* PROVIDED DATA *
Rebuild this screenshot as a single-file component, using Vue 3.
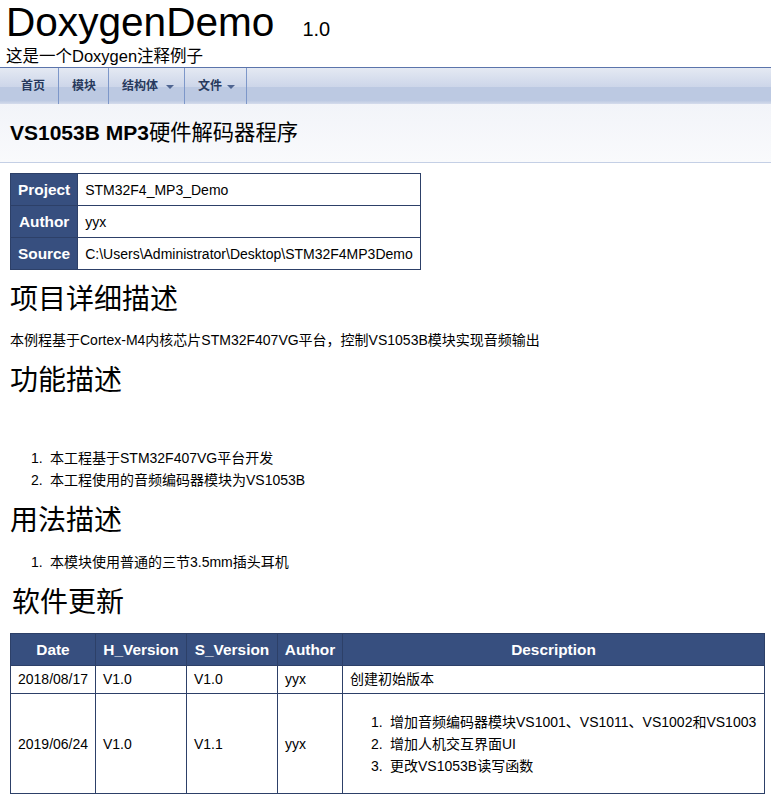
<script setup>
const info = [
  ['Project', 'STM32F4_MP3_Demo'],
  ['Author', 'yyx'],
  ['Source', 'C:\\Users\\Administrator\\Desktop\\STM32F4MP3Demo']
]
const menu = [
  { label: '首页', cls: 'first' },
  { label: '模块' },
  { label: '结构体', arrow: true, cls: 'struct' },
  { label: '文件', arrow: true, cls: 'files' }
]
const desc = ['增加音频编码器模块VS1001、VS1011、VS1002和VS1003', '增加人机交互界面UI', '更改VS1053B读写函数']
</script>

<template>
  <div class="page">
    <div class="title-area">
      <div class="project"><span class="name">DoxygenDemo</span><span class="version">1.0</span></div>
      <div class="brief">这是一个Doxygen注释例子</div>
    </div>

    <div class="navbar">
      <a v-for="m in menu" :key="m.label" class="nav-item" :class="m.cls">
        {{ m.label }}<span v-if="m.arrow" class="caret"></span>
      </a>
    </div>

    <div class="header"><span class="head-title">VS1053B MP3<span class="cjk">硬件解码器程序</span></span></div>

    <table class="info">
      <tr v-for="row in info" :key="row[0]">
        <th>{{ row[0] }}</th>
        <td>{{ row[1] }}</td>
      </tr>
    </table>

    <h1 class="h-detail">项目详细描述</h1>
    <p class="para">本例程基于Cortex-M4内核芯片STM32F407VG平台，控制VS1053B模块实现音频输出</p>

    <h1 class="h-func">功能描述</h1>
    <ol class="list list-func">
      <li>本工程基于STM32F407VG平台开发</li>
      <li>本工程使用的音频编码器模块为VS1053B</li>
    </ol>

    <h1 class="h-usage">用法描述</h1>
    <ol class="list list-usage">
      <li>本模块使用普通的三节3.5mm插头耳机</li>
    </ol>

    <h1 class="h-update">软件更新</h1>
    <table class="changes">
      <colgroup>
        <col class="c-date" />
        <col class="c-ver" />
        <col class="c-ver" />
        <col class="c-author" />
        <col />
      </colgroup>
      <tr class="head">
        <th>Date</th>
        <th>H_Version</th>
        <th>S_Version</th>
        <th>Author</th>
        <th>Description</th>
      </tr>
      <tr class="row-one">
        <td>2018/08/17</td>
        <td>V1.0</td>
        <td>V1.0</td>
        <td>yyx</td>
        <td>创建初始版本</td>
      </tr>
      <tr class="row-two">
        <td>2019/06/24</td>
        <td>V1.0</td>
        <td>V1.1</td>
        <td>yyx</td>
        <td>
          <ol class="list cell-list">
            <li v-for="d in desc" :key="d">{{ d }}</li>
          </ol>
        </td>
      </tr>
    </table>
  </div>
</template>

<style>
html, body {
  margin: 0;
  background: #fff;
}
</style>

<style scoped>
.page {
  width: 771px;
  height: 798px;
  overflow: hidden;
  font: 14px/22px "Liberation Sans", "Noto Sans CJK SC", sans-serif;
  color: #000;
}
.title-area {
  height: 67px;
  padding-left: 6px;
  overflow: hidden;
}
.project {
  height: 45px;
  line-height: 45px;
}
.name {
  font-size: 40.6px;
}
.version {
  font-size: 20px;
  margin-left: 28px;
}
.brief {
  font-size: 16.5px;
  line-height: 23px;
}
.navbar {
  height: 36px;
  display: flex;
  padding-left: 6px;
  border-top: 1px solid #5b74ab;
  background: linear-gradient(#e4e9f3 0%, #cdd6e9 52%, #bcc9e2 53%, #bcc9e2 90%, #d5dcec 100%);
}
.nav-item {
  display: flex;
  align-items: center;
  padding: 0 12px 0 13px;
  font-size: 12px;
  font-weight: bold;
  color: #283a5d;
  border-right: 1px solid #7d97c9;
}
.first {
  padding: 0 13px 0 15px;
}
.caret {
  display: inline-block;
  margin-top: 1px;
  border: 4px solid transparent;
  border-top-color: #4f6591;
  border-bottom: 0;
}
.struct {
  padding-right: 10px;
}
.struct .caret {
  margin-left: 8px;
}
.files {
  padding-right: 11px;
}
.files .caret {
  margin-left: 5px;
}
.header {
  height: 59px;
  box-sizing: border-box;
  display: flex;
  align-items: center;
  padding-left: 10px;
  background: linear-gradient(#f2f4f9, #f9fafc);
  border-bottom: 1px solid #c4cfe5;
}
.head-title {
  font-size: 21px;
  font-weight: bold;
  color: #000;
}
.cjk {
  font-size: 21.3px;
  font-weight: normal;
}
table {
  border-collapse: collapse;
  margin-left: 10px;
}
th {
  background: #374f7f;
  color: #fff;
  font-size: 15.4px;
  font-weight: bold;
  border: 1px solid #2d4068;
  padding: 0;
}
td {
  border: 1px solid #2d4068;
  padding: 0 7px;
}
.info {
  margin-top: 10px;
}
.info th,
.info td {
  height: 31px;
  padding: 0 7px;
}
h1 {
  margin: 0 0 0 10px;
  font-size: 28px;
  font-weight: normal;
  line-height: 40px;
}
.h-detail {
  margin-top: 10px;
}
.para {
  margin: 9px 0 0 10px;
  line-height: 22px;
}
.h-func {
  margin-top: 10px;
}
.list {
  margin: 0;
  padding-left: 50px;
  line-height: 22px;
  list-style: none;
  counter-reset: item;
}
.list li {
  counter-increment: item;
}
.list li::before {
  content: counter(item) ".";
  display: inline-block;
  width: 19px;
  margin-left: -19px;
}
.list-func {
  margin-top: 46px;
}
.h-usage {
  margin-top: 10px;
}
.list-usage {
  margin-top: 10px;
}
.h-update {
  margin: 10px 0 0 12px;
}
.changes {
  margin-top: 10px;
  width: 755px;
  table-layout: fixed;
}
.c-date {
  width: 85px;
}
.c-ver {
  width: 91px;
}
.c-author {
  width: 65px;
}
.head th {
  height: 31px;
}
.row-one td {
  height: 28px;
  padding-bottom: 2px;
  box-sizing: border-box;
}
.row-two td {
  height: 99px;
}
.cell-list {
  padding-left: 40px;
}
</style>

* TO BE DONE *
Reproduce the data verbatim. Do not carry any picture into the copy.

* EXERCISE SOLUTION *
Rebuild this screenshot as a single-file component, using Vue 3.
<script setup>
const info = [
  ['Project', 'STM32F4_MP3_Demo'],
  ['Author', 'yyx'],
  ['Source', 'C:\\Users\\Administrator\\Desktop\\STM32F4MP3Demo']
]
const menu = [
  { label: '首页', cls: 'first' },
  { label: '模块' },
  { label: '结构体', arrow: true, cls: 'struct' },
  { label: '文件', arrow: true, cls: 'files' }
]
const desc = ['增加音频编码器模块VS1001、VS1011、VS1002和VS1003', '增加人机交互界面UI', '更改VS1053B读写函数']
</script>

<template>
  <div class="page">
    <div class="title-area">
      <div class="project"><span class="name">DoxygenDemo</span><span class="version">1.0</span></div>
      <div class="brief">这是一个Doxygen注释例子</div>
    </div>

    <div class="navbar">
      <a v-for="m in menu" :key="m.label" class="nav-item" :class="m.cls">
        {{ m.label }}<span v-if="m.arrow" class="caret"></span>
      </a>
    </div>

    <div class="header"><span class="head-title">VS1053B MP3<span class="cjk">硬件解码器程序</span></span></div>

    <table class="info">
      <tr v-for="row in info" :key="row[0]">
        <th>{{ row[0] }}</th>
        <td>{{ row[1] }}</td>
      </tr>
    </table>

    <h1 class="h-detail">项目详细描述</h1>
    <p class="para">本例程基于Cortex-M4内核芯片STM32F407VG平台，控制VS1053B模块实现音频输出</p>

    <h1 class="h-func">功能描述</h1>
    <ol class="list list-func">
      <li>本工程基于STM32F407VG平台开发</li>
      <li>本工程使用的音频编码器模块为VS1053B</li>
    </ol>

    <h1 class="h-usage">用法描述</h1>
    <ol class="list list-usage">
      <li>本模块使用普通的三节3.5mm插头耳机</li>
    </ol>

    <h1 class="h-update">软件更新</h1>
    <table class="changes">
      <colgroup>
        <col class="c-date" />
        <col class="c-ver" />
        <col class="c-ver" />
        <col class="c-author" />
        <col />
      </colgroup>
      <tr class="head">
        <th>Date</th>
        <th>H_Version</th>
        <th>S_Version</th>
        <th>Author</th>
        <th>Description</th>
      </tr>
      <tr class="row-one">
        <td>2018/08/17</td>
        <td>V1.0</td>
        <td>V1.0</td>
        <td>yyx</td>
        <td>创建初始版本</td>
      </tr>
      <tr class="row-two">
        <td>2019/06/24</td>
        <td>V1.0</td>
        <td>V1.1</td>
        <td>yyx</td>
        <td>
          <ol class="list cell-list">
            <li v-for="d in desc" :key="d">{{ d }}</li>
          </ol>
        </td>
      </tr>
    </table>
  </div>
</template>

<style>
html, body {
  margin: 0;
  background: #fff;
}
</style>

<style scoped>
.page {
  width: 771px;
  height: 798px;
  overflow: hidden;
  font: 14px/22px "Liberation Sans", "Noto Sans CJK SC", sans-serif;
  color: #000;
}
.title-area {
  height: 67px;
  padding-left: 6px;
  overflow: hidden;
}
.project {
  height: 45px;
  line-height: 45px;
}
.name {
  font-size: 40.6px;
}
.version {
  font-size: 20px;
  margin-left: 28px;
}
.brief {
  font-size: 16.5px;
  line-height: 23px;
}
.navbar {
  height: 36px;
  display: flex;
  padding-left: 6px;
  border-top: 1px solid #5b74ab;
  background: linear-gradient(#e4e9f3 0%, #cdd6e9 52%, #bcc9e2 53%, #bcc9e2 90%, #d5dcec 100%);
}
.nav-item {
  display: flex;
  align-items: center;
  padding: 0 12px 0 13px;
  font-size: 12px;
  font-weight: bold;
  color: #283a5d;
  border-right: 1px solid #7d97c9;
}
.first {
  padding: 0 13px 0 15px;
}
.caret {
  display: inline-block;
  margin-top: 1px;
  border: 4px solid transparent;
  border-top-color: #4f6591;
  border-bottom: 0;
}
.struct {
  padding-right: 10px;
}
.struct .caret {
  margin-left: 8px;
}
.files {
  padding-right: 11px;
}
.files .caret {
  margin-left: 5px;
}
.header {
  height: 59px;
  box-sizing: border-box;
  display: flex;
  align-items: center;
  padding-left: 10px;
  background: linear-gradient(#f2f4f9, #f9fafc);
  border-bottom: 1px solid #c4cfe5;
}
.head-title {
  font-size: 21px;
  font-weight: bold;
  color: #000;
}
.cjk {
  font-size: 21.3px;
  font-weight: normal;
}
table {
  border-collapse: collapse;
  margin-left: 10px;
}
th {
  background: #374f7f;
  color: #fff;
  font-size: 15.4px;
  font-weight: bold;
  border: 1px solid #2d4068;
  padding: 0;
}
td {
  border: 1px solid #2d4068;
  padding: 0 7px;
}
.info {
  margin-top: 10px;
}
.info th,
.info td {
  height: 31px;
  padding: 0 7px;
}
h1 {
  margin: 0 0 0 10px;
  font-size: 28px;
  font-weight: normal;
  line-height: 40px;
}
.h-detail {
  margin-top: 10px;
}
.para {
  margin: 9px 0 0 10px;
  line-height: 22px;
}
.h-func {
  margin-top: 10px;
}
.list {
  margin: 0;
  padding-left: 50px;
  line-height: 22px;
  list-style: none;
  counter-reset: item;
}
.list li {
  counter-increment: item;
}
.list li::before {
  content: counter(item) ".";
  display: inline-block;
  width: 19px;
  margin-left: -19px;
}
.list-func {
  margin-top: 46px;
}
.h-usage {
  margin-top: 10px;
}
.list-usage {
  margin-top: 10px;
}
.h-update {
  margin: 10px 0 0 12px;
}
.changes {
  margin-top: 10px;
  width: 755px;
  table-layout: fixed;
}
.c-date {
  width: 85px;
}
.c-ver {
  width: 91px;
}
.c-author {
  width: 65px;
}
.head th {
  height: 31px;
}
.row-one td {
  height: 28px;
  padding-bottom: 2px;
  box-sizing: border-box;
}
.row-two td {
  height: 99px;
}
.cell-list {
  padding-left: 40px;
}
</style>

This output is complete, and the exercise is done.